# Non Res LTC Question



## ath817 (Mar 18, 2008)

Hello,
I wanted to check about the LTC restrictions on Firearms within the state. 
I understand that Mass residents are limited to purchasing only HI CAP Magazines made before 94 (I believe), and Glocks made before 98.
For non residents, who have a Mass Class A/ ALP, do these same restrictions apply?
I know these are partially promulgated under consumer protection laws, which I am certain differ from state to state. 
Thanks much for your help.


----------



## KEVDEMT (Feb 20, 2008)

so your a resident of another state and are asking if you can come into ma and buy new FULL capacity(high capacity is liberal bullshit) or new glocks?

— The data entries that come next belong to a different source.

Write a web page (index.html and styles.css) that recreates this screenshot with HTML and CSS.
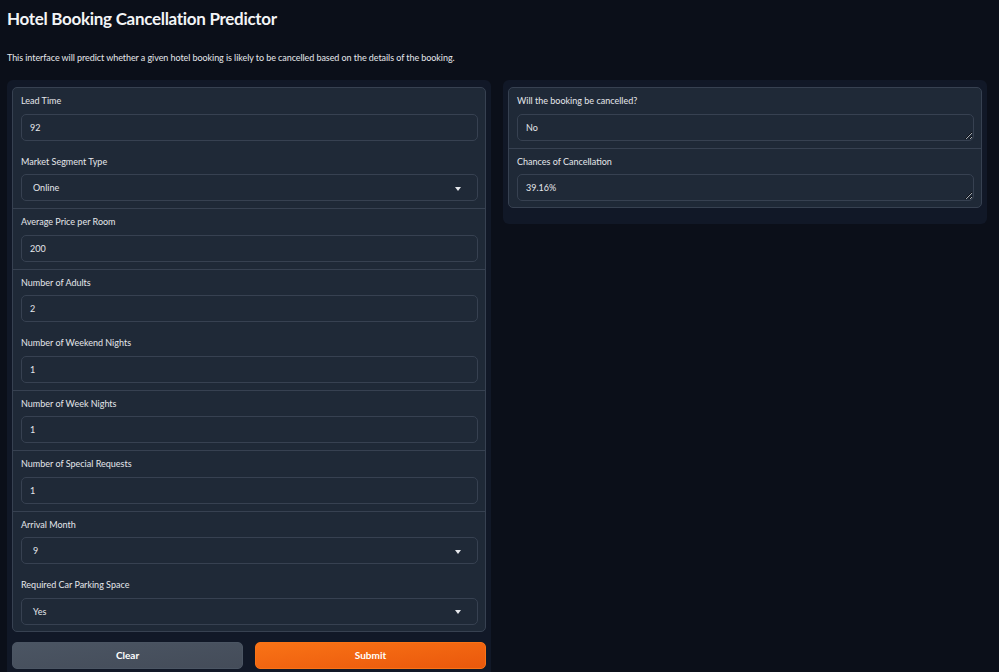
FILE: index.html
```html
<!DOCTYPE html>
<html lang="en">
<head>
<meta charset="utf-8">
<title>Hotel Booking Cancellation Predictor</title>
<link rel="stylesheet" href="styles.css">
</head>
<body>
<div class="app">
  <h1 class="title">Hotel Booking Cancellation Predictor</h1>
  <p class="desc">This interface will predict whether a given hotel booking is likely to be cancelled based on the details of the booking.</p>
  <div class="main">
    <div class="panel">
      <div class="group">
        <div class="block first"><div class="label">Lead Time</div><div class="input">92</div></div>
        <div class="block"><div class="label">Market Segment Type</div><div class="input select"><span>Online</span><span class="arrow"></span></div></div>
        <div class="block divided"><div class="label">Average Price per Room</div><div class="input">200</div></div>
        <div class="block divided"><div class="label">Number of Adults</div><div class="input">2</div></div>
        <div class="block"><div class="label">Number of Weekend Nights</div><div class="input">1</div></div>
        <div class="block divided"><div class="label">Number of Week Nights</div><div class="input">1</div></div>
        <div class="block divided"><div class="label">Number of Special Requests</div><div class="input">1</div></div>
        <div class="block divided"><div class="label">Arrival Month</div><div class="input select"><span>9</span><span class="arrow"></span></div></div>
        <div class="block last"><div class="label">Required Car Parking Space</div><div class="input select"><span>Yes</span><span class="arrow"></span></div></div>
      </div>
      <div class="buttons">
        <button class="btn secondary">Clear</button>
        <button class="btn primary">Submit</button>
      </div>
    </div>
    <div class="panel right">
      <div class="group">
        <div class="block first"><div class="label">Will the booking be cancelled?</div><textarea class="input area" readonly>No</textarea></div>
        <div class="block divided last"><div class="label">Chances of Cancellation</div><textarea class="input area" readonly>39.16%</textarea></div>
      </div>
    </div>
  </div>
</div>
</body>
</html>
```
FILE: styles.css
```css
html, body {
  margin: 0;
  padding: 0;
  background: #0b0f19;
  height: 100%;
  overflow: hidden;
}
body {
  font-family: "Lato", "Noto Sans", sans-serif;
  color: #e5e7eb;
}
.app {
  padding: 8px 12px 0 7px;
}
.title {
  margin: 0;
  font-size: 17px;
  line-height: 22px;
  font-weight: 700;
  letter-spacing: -0.3px;
  color: #f3f4f6;
}
.desc {
  margin: 22px 0 16px;
  font-size: 9px;
  line-height: 12px;
  letter-spacing: -0.07px;
  color: #e5e7eb;
}
.main {
  display: flex;
  gap: 12px;
  align-items: flex-start;
}
.panel {
  flex: 1 1 0;
  background: #111827;
  border-radius: 6px;
  padding: 7px 5px 16px;
}
.group {
  background: #1f2937;
  border: 1px solid #374151;
  border-radius: 5px;
  display: flex;
  flex-direction: column;
}
.block {
  padding: 6px 7px 7px 8px;
  border-top: 1px solid transparent;
}
.block.first {
  border-top: 0;
}
.block.divided {
  border-top-color: #374151;
}
.block.last {
  padding-bottom: 6px;
}
.label {
  font-size: 9px;
  line-height: 13px;
  height: 13px;
  margin-bottom: 6.5px;
  color: #e5e7eb;
}
.input {
  display: flex;
  align-items: center;
  box-sizing: border-box;
  height: 27px;
  border: 1px solid #374151;
  border-radius: 5px;
  background: #1f2937;
  padding: 0 8px;
  font-size: 9px;
  color: #e5e7eb;
}
.select {
  justify-content: space-between;
  padding: 0 16px 0 11px;
}
.arrow {
  width: 0;
  height: 0;
  border-left: 3.5px solid transparent;
  border-right: 3.5px solid transparent;
  border-top: 4px solid #e5e7eb;
  margin-top: 2px;
}
.area {
  display: block;
  width: 100%;
  font-family: inherit;
  line-height: 25px;
  resize: vertical;
  overflow: hidden;
  outline: none;
  color-scheme: dark;
}
.buttons {
  display: flex;
  gap: 12px;
  margin-top: 10px;
}
.btn {
  flex: 1 1 0;
  height: 27px;
  border-radius: 5px;
  font-family: inherit;
  font-size: 10px;
  font-weight: 700;
  color: #ffffff;
  cursor: pointer;
}
.secondary {
  background: linear-gradient(to bottom right, #4b5563, #444c59);
  border: 1px solid #4b5563;
}
.primary {
  background: linear-gradient(to bottom right, #f97316, #ea580c);
  border: 1px solid #f97316;
}
```
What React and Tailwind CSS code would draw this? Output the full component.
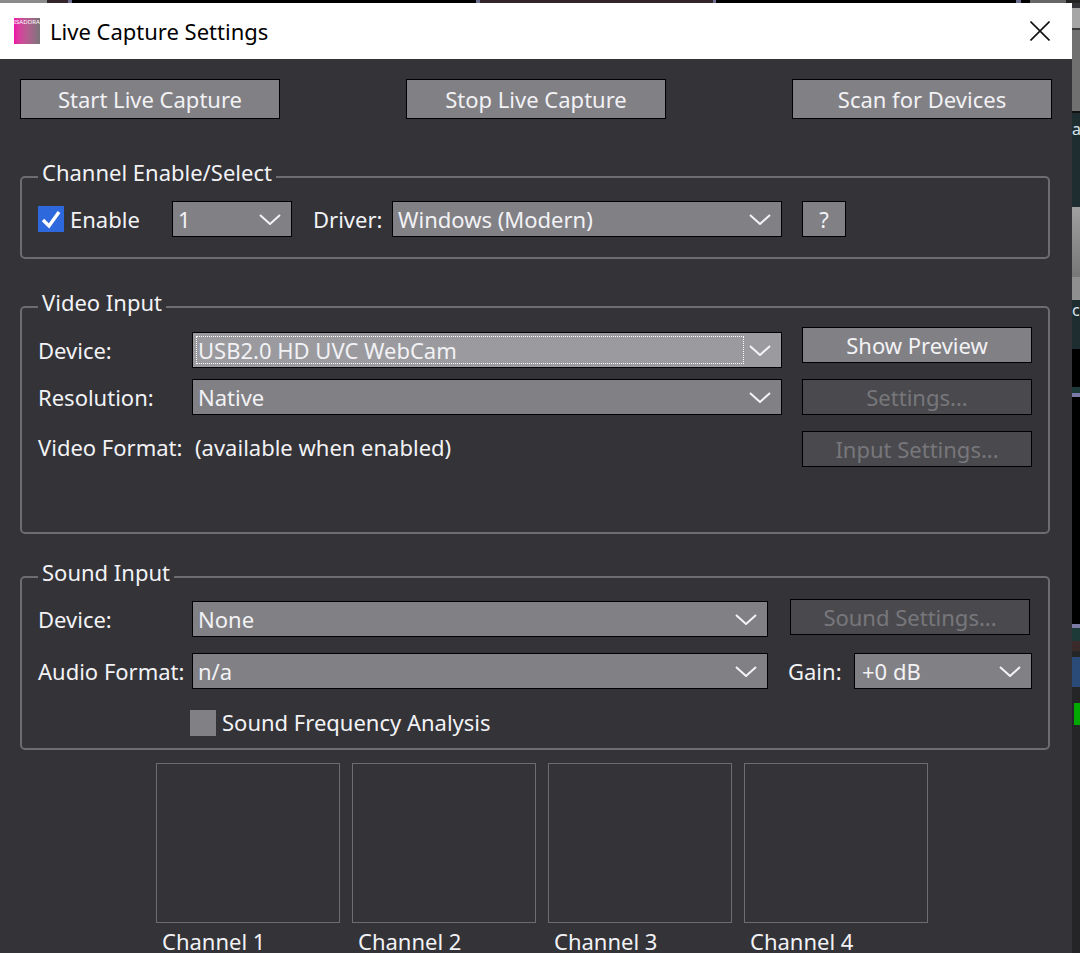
const Chevron = () => (
  <svg width="22" height="11" viewBox="0 0 22 11" fill="none" className="shrink-0">
    <polyline points="1,1 11,10 21,1" stroke="#f4f4f6" strokeWidth="2" />
  </svg>
);

const Select = ({ value, className = "", focused = false }) => (
  <div className={`relative flex h-[36px] items-center justify-between border border-black pl-[5px] pr-[10px] text-[#f2f2f5] ${focused ? "bg-[#9a9a9f]" : "bg-[#818085]"} ${className}`}>
    <span>{value}</span>
    <Chevron />
    {focused && <span className="absolute bottom-[3px] left-[3px] right-[37px] top-[3px] border border-dotted border-white" />}
  </div>
);

const Btn = ({ children, disabled = false, className = "" }) => (
  <button className={`flex items-center justify-center border border-black ${disabled ? "bg-[#4a4a4e] text-[#77777b]" : "bg-[#818085] text-[#f2f2f5]"} ${className}`}>
    {children}
  </button>
);

const Group = ({ title, className = "", children }) => (
  <div className={`relative w-[1030px] rounded-[5px] border-2 border-[#6d6d70] ${className}`}>
    <span className="absolute left-[16px] top-[-21px] bg-[#333338] px-[4px] leading-[30px]">{title}</span>
    {children}
  </div>
);

const StripBlock = ({ h, c, children }) => (
  <div className={`w-full shrink-0 overflow-hidden ${h} ${c}`}>{children}</div>
);

export default function App() {
  return (
    <div className="h-[953px] w-[1080px] overflow-hidden bg-[#252527] text-[22px] font-['Noto_Sans',sans-serif] text-[#f2f2f5]">
      <div className="flex h-[3px] w-full">
        <div className="w-[47px] bg-[#8a8a8a]" />
        <div className="w-[21px] bg-[#33262a]" />
        <div className="w-[4px] bg-[#6d6d90]" />
        <div className="w-[404px] bg-black" />
        <div className="w-[4px] bg-[#6d6d90]" />
        <div className="w-[233px] bg-[#33262a]" />
        <div className="w-[3px] bg-[#6d6d90]" />
        <div className="w-[300px] bg-black" />
        <div className="w-[5px] bg-[#6d6d90]" />
        <div className="w-[9px] bg-black" />
        <div className="w-[36px] bg-[#666666]" />
        <div className="flex-1 bg-[#222222]" />
      </div>
      <div className="flex h-[950px]">
        <div className="flex h-full w-[1072px] shrink-0 flex-col bg-[#333338]">
          <div className="flex h-[56px] shrink-0 items-center bg-white pl-[14px] pr-[22px] text-black">
            <div className="relative h-[26px] w-[26px] shrink-0 overflow-hidden bg-gradient-to-r from-[#ee0aa8] to-[#77747a]">
              <span className="absolute left-0 top-[1px] text-[6px] leading-[7px] text-white">ISADORA</span>
            </div>
            <span className="ml-[10px] flex-1">Live Capture Settings</span>
            <svg width="20" height="20" viewBox="0 0 20 20" fill="none">
              <path d="M0.5 0.5L19.5 19.5M19.5 0.5L0.5 19.5" stroke="#111" strokeWidth="1.6" />
            </svg>
          </div>

          <div className="flex flex-1 flex-col pl-[20px] pr-[20px] pt-[20px]">
            <div className="flex justify-between">
              <Btn className="h-[40px] w-[260px]">Start Live Capture</Btn>
              <Btn className="h-[40px] w-[260px]">Stop Live Capture</Btn>
              <Btn className="h-[40px] w-[260px]">Scan for Devices</Btn>
            </div>

            <Group title="Channel Enable/Select" className="mt-[57px] h-[83px]">
              <div className="flex items-center pl-[16px] pt-[23px]">
                <div className="flex h-[26px] w-[26px] items-center justify-center bg-[#2d68dc]">
                  <svg width="20" height="20" viewBox="0 0 20 20" fill="none">
                    <polyline points="2,11 8,17 18,3" stroke="white" strokeWidth="3.4" />
                  </svg>
                </div>
                <span className="ml-[6px] w-[102px]">Enable</span>
                <Select value="1" className="w-[120px]" />
                <span className="ml-[21px] w-[79px]">Driver:</span>
                <Select value="Windows (Modern)" className="w-[390px]" />
                <Btn className="ml-[20px] h-[36px] w-[44px]">?</Btn>
              </div>
            </Group>

            <Group title="Video Input" className="mt-[47px] h-[228px]">
              <div className="flex pl-[16px]">
                <div className="flex flex-col pt-[24px]">
                  <div className="flex items-center">
                    <span className="w-[154px]">Device:</span>
                    <Select value="USB2.0 HD UVC WebCam" focused className="w-[590px]" />
                  </div>
                  <div className="mt-[11px] flex items-center">
                    <span className="w-[154px]">Resolution:</span>
                    <Select value="Native" className="w-[590px]" />
                  </div>
                  <div className="mt-[16px] flex h-[32px] items-center">
                    <span className="w-[157px]">Video Format:</span>
                    <span>(available when enabled)</span>
                  </div>
                </div>
                <div className="ml-[20px] flex flex-col gap-[16px] pt-[19px]">
                  <Btn className="h-[36px] w-[230px]">Show Preview</Btn>
                  <Btn disabled className="h-[36px] w-[230px]">Settings...</Btn>
                  <Btn disabled className="h-[36px] w-[230px]">Input Settings...</Btn>
                </div>
              </div>
            </Group>

            <Group title="Sound Input" className="mt-[42px] h-[174px]">
              <div className="flex flex-col pl-[16px] pt-[23px]">
                <div className="flex h-[36px] items-start">
                  <span className="flex h-[36px] w-[154px] items-center">Device:</span>
                  <Select value="None" className="w-[576px]" />
                  <Btn disabled className="ml-[22px] mt-[-2px] h-[36px] w-[240px]">Sound Settings...</Btn>
                </div>
                <div className="mt-[16px] flex items-center">
                  <span className="w-[154px]">Audio Format:</span>
                  <Select value="n/a" className="w-[576px]" />
                  <span className="ml-[20px] w-[66px]">Gain:</span>
                  <Select value="+0 dB" className="w-[178px] pl-[7px]" />
                </div>
                <div className="ml-[152px] mt-[17px] flex items-center">
                  <div className="h-[26px] w-[26px] bg-[#818085]" />
                  <span className="ml-[6px]">Sound Frequency Analysis</span>
                </div>
              </div>
            </Group>

            <div className="ml-[136px] mt-[13px] flex gap-[12px]">
              {["Channel 1", "Channel 2", "Channel 3", "Channel 4"].map((c) => (
                <div key={c} className="flex w-[184px] flex-col">
                  <div className="h-[160px] border border-[#6d6d70]" />
                  <span className="pl-[6px] pt-[3px] leading-[30px]">{c}</span>
                </div>
              ))}
            </div>
          </div>
        </div>

        <div className="flex h-full flex-1 flex-col">
          <StripBlock h="h-[5px]" c="bg-[#333338]" />
          <StripBlock h="h-[20px]" c="bg-[#a5a5a5]" />
          <StripBlock h="h-[2px]" c="bg-[#3a3a3a]" />
          <StripBlock h="h-[81px]" c="bg-[#707070]" />
          <StripBlock h="h-[2px]" c="bg-[#111111]" />
          <StripBlock h="h-[94px]" c="bg-[#1e2e30] text-[#d8e4f0]"><span className="block pt-[6px] text-[16px] leading-[20px]">a</span></StripBlock>
          <StripBlock h="h-[70px]" c="bg-gradient-to-b from-[#a0a0a0] to-[#777777]" />
          <StripBlock h="h-[23px]" c="bg-[#8f8f8f]" />
          <StripBlock h="h-[49px]" c="bg-[#1e2e30] text-[#d8e4f0]"><span className="block pt-[0px] text-[16px] leading-[20px]">c</span></StripBlock>
          <StripBlock h="h-[38px]" c="bg-black" />
          <StripBlock h="h-[6px]" c="bg-[#1e3a38]" />
          <StripBlock h="h-[4px]" c="bg-[#7a7aa4]" />
          <StripBlock h="h-[227px]" c="bg-black" />
          <StripBlock h="h-[4px]" c="bg-[#7a7aa4]" />
          <StripBlock h="h-[13px]" c="bg-[#1e3a38]" />
          <StripBlock h="h-[10px]" c="bg-[#3b2a2a]" />
          <StripBlock h="h-[6px]" c="bg-[#252527]" />
          <StripBlock h="h-[30px]" c="bg-[#2a4a78]" />
          <StripBlock h="h-[16px]" c="bg-[#252527]" />
          <div className="ml-[2px] h-[22px] shrink-0 bg-[#00a800]" />
          <div className="flex-1 bg-[#252527]" />
        </div>
      </div>
    </div>
  );
}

if all that is correct, then the answer is no. reason being, dealers dont carry items they cant sell to their main constituency.


----------



## ath817 (Mar 18, 2008)

KEVDEMT said:


> so your a resident of another state and are asking if you can come into ma and buy new FULL capacity(high capacity is liberal bullshit) or new glocks?
> 
> if all that is correct, then the answer is no. reason being, dealers dont carry items they cant sell to their main constituency.


Thanks much for your response. As I am a resident of another state, I could not legally purchase a firearm here (I am not LE).

My question is could I bring a new FULL capacity glock that I buy in my home state into Massachusetts lawfull.

I like FULL capacity much better than HICAP.


----------



## KEVDEMT (Feb 20, 2008)

then i misunderstood. im not a hundred percent sure of of the answer to your question. im pretty sure that would be fine, but dont hold me to it.


----------



## justanotherparatrooper (Aug 27, 2006)

If you have an unrestricted class A license....youre all set.


----------



## ath817 (Mar 18, 2008)

Thanks very much. I appriciate your help. I didn't want to break any of the numerous gun laws in this state. 

This is quite an excellent forum, I have enjoyed reading it.


----------